WRITTEN REQUEST: Transcribe the material in full. Nothing should differ except that the pictures are left out.

--- begin ---

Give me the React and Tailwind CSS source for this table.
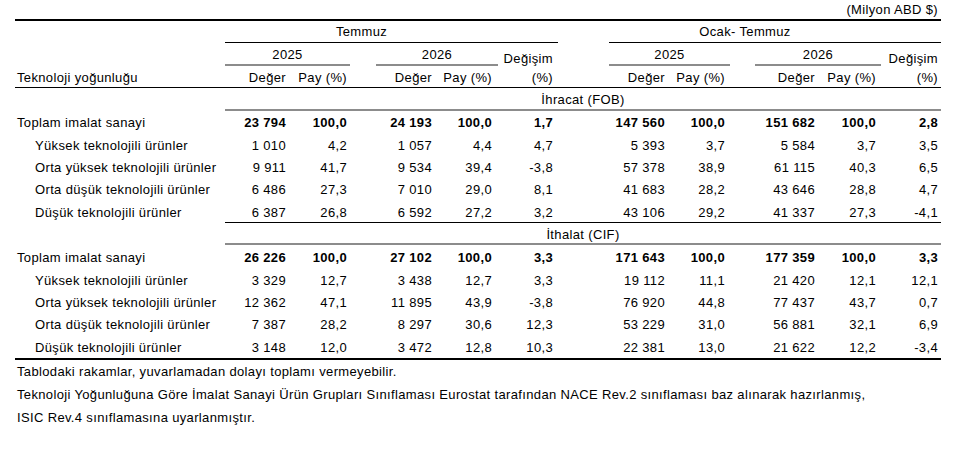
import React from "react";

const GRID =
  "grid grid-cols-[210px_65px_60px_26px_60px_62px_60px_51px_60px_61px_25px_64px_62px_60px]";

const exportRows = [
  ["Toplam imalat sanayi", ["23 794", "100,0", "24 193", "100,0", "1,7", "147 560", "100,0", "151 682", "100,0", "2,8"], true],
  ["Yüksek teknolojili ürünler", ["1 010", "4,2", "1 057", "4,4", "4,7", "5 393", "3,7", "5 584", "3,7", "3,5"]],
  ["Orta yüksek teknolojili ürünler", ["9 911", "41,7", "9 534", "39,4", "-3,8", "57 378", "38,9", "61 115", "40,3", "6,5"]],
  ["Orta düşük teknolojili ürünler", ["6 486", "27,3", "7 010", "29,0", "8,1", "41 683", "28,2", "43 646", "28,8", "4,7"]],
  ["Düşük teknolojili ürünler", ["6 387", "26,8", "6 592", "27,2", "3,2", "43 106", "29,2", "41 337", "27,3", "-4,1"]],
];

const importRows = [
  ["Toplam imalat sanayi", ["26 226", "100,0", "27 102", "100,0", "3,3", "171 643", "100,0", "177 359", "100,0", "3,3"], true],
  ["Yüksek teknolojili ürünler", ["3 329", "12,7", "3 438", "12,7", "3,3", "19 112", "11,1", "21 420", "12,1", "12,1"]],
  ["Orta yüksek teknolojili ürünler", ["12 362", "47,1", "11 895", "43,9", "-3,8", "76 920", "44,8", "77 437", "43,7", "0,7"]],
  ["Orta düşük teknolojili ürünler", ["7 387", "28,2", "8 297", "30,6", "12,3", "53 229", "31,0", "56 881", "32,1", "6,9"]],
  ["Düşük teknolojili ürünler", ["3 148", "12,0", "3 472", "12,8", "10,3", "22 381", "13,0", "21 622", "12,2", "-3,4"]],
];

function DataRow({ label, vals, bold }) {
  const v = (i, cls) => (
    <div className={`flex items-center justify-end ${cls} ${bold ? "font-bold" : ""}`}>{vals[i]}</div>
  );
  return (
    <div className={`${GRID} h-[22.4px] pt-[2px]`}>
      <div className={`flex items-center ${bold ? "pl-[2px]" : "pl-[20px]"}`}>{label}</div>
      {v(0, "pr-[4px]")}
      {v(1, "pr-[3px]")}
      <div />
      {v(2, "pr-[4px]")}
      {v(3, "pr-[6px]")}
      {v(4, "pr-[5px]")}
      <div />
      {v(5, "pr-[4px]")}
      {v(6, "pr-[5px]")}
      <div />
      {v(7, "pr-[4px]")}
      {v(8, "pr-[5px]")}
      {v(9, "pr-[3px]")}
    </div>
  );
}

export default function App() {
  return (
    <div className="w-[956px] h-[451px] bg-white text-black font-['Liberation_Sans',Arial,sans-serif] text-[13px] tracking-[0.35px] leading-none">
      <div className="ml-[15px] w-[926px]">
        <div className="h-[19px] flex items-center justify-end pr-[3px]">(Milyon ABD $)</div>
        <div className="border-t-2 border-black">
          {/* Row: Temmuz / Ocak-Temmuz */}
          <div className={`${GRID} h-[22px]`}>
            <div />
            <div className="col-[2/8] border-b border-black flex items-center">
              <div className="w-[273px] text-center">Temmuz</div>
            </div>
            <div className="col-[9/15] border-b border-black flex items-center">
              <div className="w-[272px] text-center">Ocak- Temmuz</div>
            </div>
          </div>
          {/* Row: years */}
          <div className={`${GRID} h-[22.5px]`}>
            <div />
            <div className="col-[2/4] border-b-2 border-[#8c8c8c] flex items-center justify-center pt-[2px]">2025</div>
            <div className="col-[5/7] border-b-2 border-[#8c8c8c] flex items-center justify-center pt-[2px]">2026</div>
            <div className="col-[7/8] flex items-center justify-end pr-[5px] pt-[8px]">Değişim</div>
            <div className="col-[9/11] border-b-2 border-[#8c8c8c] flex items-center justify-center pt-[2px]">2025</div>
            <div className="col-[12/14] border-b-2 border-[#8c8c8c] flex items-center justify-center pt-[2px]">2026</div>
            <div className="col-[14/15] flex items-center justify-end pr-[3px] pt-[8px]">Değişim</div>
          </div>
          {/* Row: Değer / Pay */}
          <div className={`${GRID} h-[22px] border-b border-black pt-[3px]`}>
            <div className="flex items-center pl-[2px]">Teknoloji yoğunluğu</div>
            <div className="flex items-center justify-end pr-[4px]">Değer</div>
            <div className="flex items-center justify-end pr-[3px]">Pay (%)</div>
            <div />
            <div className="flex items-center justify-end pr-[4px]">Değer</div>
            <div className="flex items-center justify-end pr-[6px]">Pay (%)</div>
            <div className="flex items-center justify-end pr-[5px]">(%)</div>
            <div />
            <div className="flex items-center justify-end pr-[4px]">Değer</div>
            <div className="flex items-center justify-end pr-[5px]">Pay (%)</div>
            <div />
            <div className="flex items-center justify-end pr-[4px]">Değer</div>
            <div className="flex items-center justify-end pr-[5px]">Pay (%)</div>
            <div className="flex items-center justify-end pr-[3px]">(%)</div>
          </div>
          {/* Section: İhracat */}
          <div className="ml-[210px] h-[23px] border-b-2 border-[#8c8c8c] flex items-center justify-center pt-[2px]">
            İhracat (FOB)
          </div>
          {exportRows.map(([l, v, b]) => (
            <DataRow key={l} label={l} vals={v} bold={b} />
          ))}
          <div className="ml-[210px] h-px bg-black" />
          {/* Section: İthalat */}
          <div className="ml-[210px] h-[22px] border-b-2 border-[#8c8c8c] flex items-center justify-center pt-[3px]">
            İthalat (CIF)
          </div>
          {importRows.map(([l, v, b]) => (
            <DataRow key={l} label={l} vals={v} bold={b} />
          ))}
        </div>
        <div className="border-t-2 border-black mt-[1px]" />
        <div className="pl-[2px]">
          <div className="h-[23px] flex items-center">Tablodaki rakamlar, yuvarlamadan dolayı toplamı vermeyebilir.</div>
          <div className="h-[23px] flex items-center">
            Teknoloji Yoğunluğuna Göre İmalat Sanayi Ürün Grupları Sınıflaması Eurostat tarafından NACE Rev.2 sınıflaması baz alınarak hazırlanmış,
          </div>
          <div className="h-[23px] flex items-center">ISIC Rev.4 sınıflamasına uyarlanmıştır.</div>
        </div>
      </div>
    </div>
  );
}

--- end ---

OUTPUT OF THE EXERCISE:
Give me the React and Tailwind CSS source for this table.
import React from "react";

const GRID =
  "grid grid-cols-[210px_65px_60px_26px_60px_62px_60px_51px_60px_61px_25px_64px_62px_60px]";

const exportRows = [
  ["Toplam imalat sanayi", ["23 794", "100,0", "24 193", "100,0", "1,7", "147 560", "100,0", "151 682", "100,0", "2,8"], true],
  ["Yüksek teknolojili ürünler", ["1 010", "4,2", "1 057", "4,4", "4,7", "5 393", "3,7", "5 584", "3,7", "3,5"]],
  ["Orta yüksek teknolojili ürünler", ["9 911", "41,7", "9 534", "39,4", "-3,8", "57 378", "38,9", "61 115", "40,3", "6,5"]],
  ["Orta düşük teknolojili ürünler", ["6 486", "27,3", "7 010", "29,0", "8,1", "41 683", "28,2", "43 646", "28,8", "4,7"]],
  ["Düşük teknolojili ürünler", ["6 387", "26,8", "6 592", "27,2", "3,2", "43 106", "29,2", "41 337", "27,3", "-4,1"]],
];

const importRows = [
  ["Toplam imalat sanayi", ["26 226", "100,0", "27 102", "100,0", "3,3", "171 643", "100,0", "177 359", "100,0", "3,3"], true],
  ["Yüksek teknolojili ürünler", ["3 329", "12,7", "3 438", "12,7", "3,3", "19 112", "11,1", "21 420", "12,1", "12,1"]],
  ["Orta yüksek teknolojili ürünler", ["12 362", "47,1", "11 895", "43,9", "-3,8", "76 920", "44,8", "77 437", "43,7", "0,7"]],
  ["Orta düşük teknolojili ürünler", ["7 387", "28,2", "8 297", "30,6", "12,3", "53 229", "31,0", "56 881", "32,1", "6,9"]],
  ["Düşük teknolojili ürünler", ["3 148", "12,0", "3 472", "12,8", "10,3", "22 381", "13,0", "21 622", "12,2", "-3,4"]],
];

function DataRow({ label, vals, bold }) {
  const v = (i, cls) => (
    <div className={`flex items-center justify-end ${cls} ${bold ? "font-bold" : ""}`}>{vals[i]}</div>
  );
  return (
    <div className={`${GRID} h-[22.4px] pt-[2px]`}>
      <div className={`flex items-center ${bold ? "pl-[2px]" : "pl-[20px]"}`}>{label}</div>
      {v(0, "pr-[4px]")}
      {v(1, "pr-[3px]")}
      <div />
      {v(2, "pr-[4px]")}
      {v(3, "pr-[6px]")}
      {v(4, "pr-[5px]")}
      <div />
      {v(5, "pr-[4px]")}
      {v(6, "pr-[5px]")}
      <div />
      {v(7, "pr-[4px]")}
      {v(8, "pr-[5px]")}
      {v(9, "pr-[3px]")}
    </div>
  );
}

export default function App() {
  return (
    <div className="w-[956px] h-[451px] bg-white text-black font-['Liberation_Sans',Arial,sans-serif] text-[13px] tracking-[0.35px] leading-none">
      <div className="ml-[15px] w-[926px]">
        <div className="h-[19px] flex items-center justify-end pr-[3px]">(Milyon ABD $)</div>
        <div className="border-t-2 border-black">
          {/* Row: Temmuz / Ocak-Temmuz */}
          <div className={`${GRID} h-[22px]`}>
            <div />
            <div className="col-[2/8] border-b border-black flex items-center">
              <div className="w-[273px] text-center">Temmuz</div>
            </div>
            <div className="col-[9/15] border-b border-black flex items-center">
              <div className="w-[272px] text-center">Ocak- Temmuz</div>
            </div>
          </div>
          {/* Row: years */}
          <div className={`${GRID} h-[22.5px]`}>
            <div />
            <div className="col-[2/4] border-b-2 border-[#8c8c8c] flex items-center justify-center pt-[2px]">2025</div>
            <div className="col-[5/7] border-b-2 border-[#8c8c8c] flex items-center justify-center pt-[2px]">2026</div>
            <div className="col-[7/8] flex items-center justify-end pr-[5px] pt-[8px]">Değişim</div>
            <div className="col-[9/11] border-b-2 border-[#8c8c8c] flex items-center justify-center pt-[2px]">2025</div>
            <div className="col-[12/14] border-b-2 border-[#8c8c8c] flex items-center justify-center pt-[2px]">2026</div>
            <div className="col-[14/15] flex items-center justify-end pr-[3px] pt-[8px]">Değişim</div>
          </div>
          {/* Row: Değer / Pay */}
          <div className={`${GRID} h-[22px] border-b border-black pt-[3px]`}>
            <div className="flex items-center pl-[2px]">Teknoloji yoğunluğu</div>
            <div className="flex items-center justify-end pr-[4px]">Değer</div>
            <div className="flex items-center justify-end pr-[3px]">Pay (%)</div>
            <div />
            <div className="flex items-center justify-end pr-[4px]">Değer</div>
            <div className="flex items-center justify-end pr-[6px]">Pay (%)</div>
            <div className="flex items-center justify-end pr-[5px]">(%)</div>
            <div />
            <div className="flex items-center justify-end pr-[4px]">Değer</div>
            <div className="flex items-center justify-end pr-[5px]">Pay (%)</div>
            <div />
            <div className="flex items-center justify-end pr-[4px]">Değer</div>
            <div className="flex items-center justify-end pr-[5px]">Pay (%)</div>
            <div className="flex items-center justify-end pr-[3px]">(%)</div>
          </div>
          {/* Section: İhracat */}
          <div className="ml-[210px] h-[23px] border-b-2 border-[#8c8c8c] flex items-center justify-center pt-[2px]">
            İhracat (FOB)
          </div>
          {exportRows.map(([l, v, b]) => (
            <DataRow key={l} label={l} vals={v} bold={b} />
          ))}
          <div className="ml-[210px] h-px bg-black" />
          {/* Section: İthalat */}
          <div className="ml-[210px] h-[22px] border-b-2 border-[#8c8c8c] flex items-center justify-center pt-[3px]">
            İthalat (CIF)
          </div>
          {importRows.map(([l, v, b]) => (
            <DataRow key={l} label={l} vals={v} bold={b} />
          ))}
        </div>
        <div className="border-t-2 border-black mt-[1px]" />
        <div className="pl-[2px]">
          <div className="h-[23px] flex items-center">Tablodaki rakamlar, yuvarlamadan dolayı toplamı vermeyebilir.</div>
          <div className="h-[23px] flex items-center">
            Teknoloji Yoğunluğuna Göre İmalat Sanayi Ürün Grupları Sınıflaması Eurostat tarafından NACE Rev.2 sınıflaması baz alınarak hazırlanmış,
          </div>
          <div className="h-[23px] flex items-center">ISIC Rev.4 sınıflamasına uyarlanmıştır.</div>
        </div>
      </div>
    </div>
  );
}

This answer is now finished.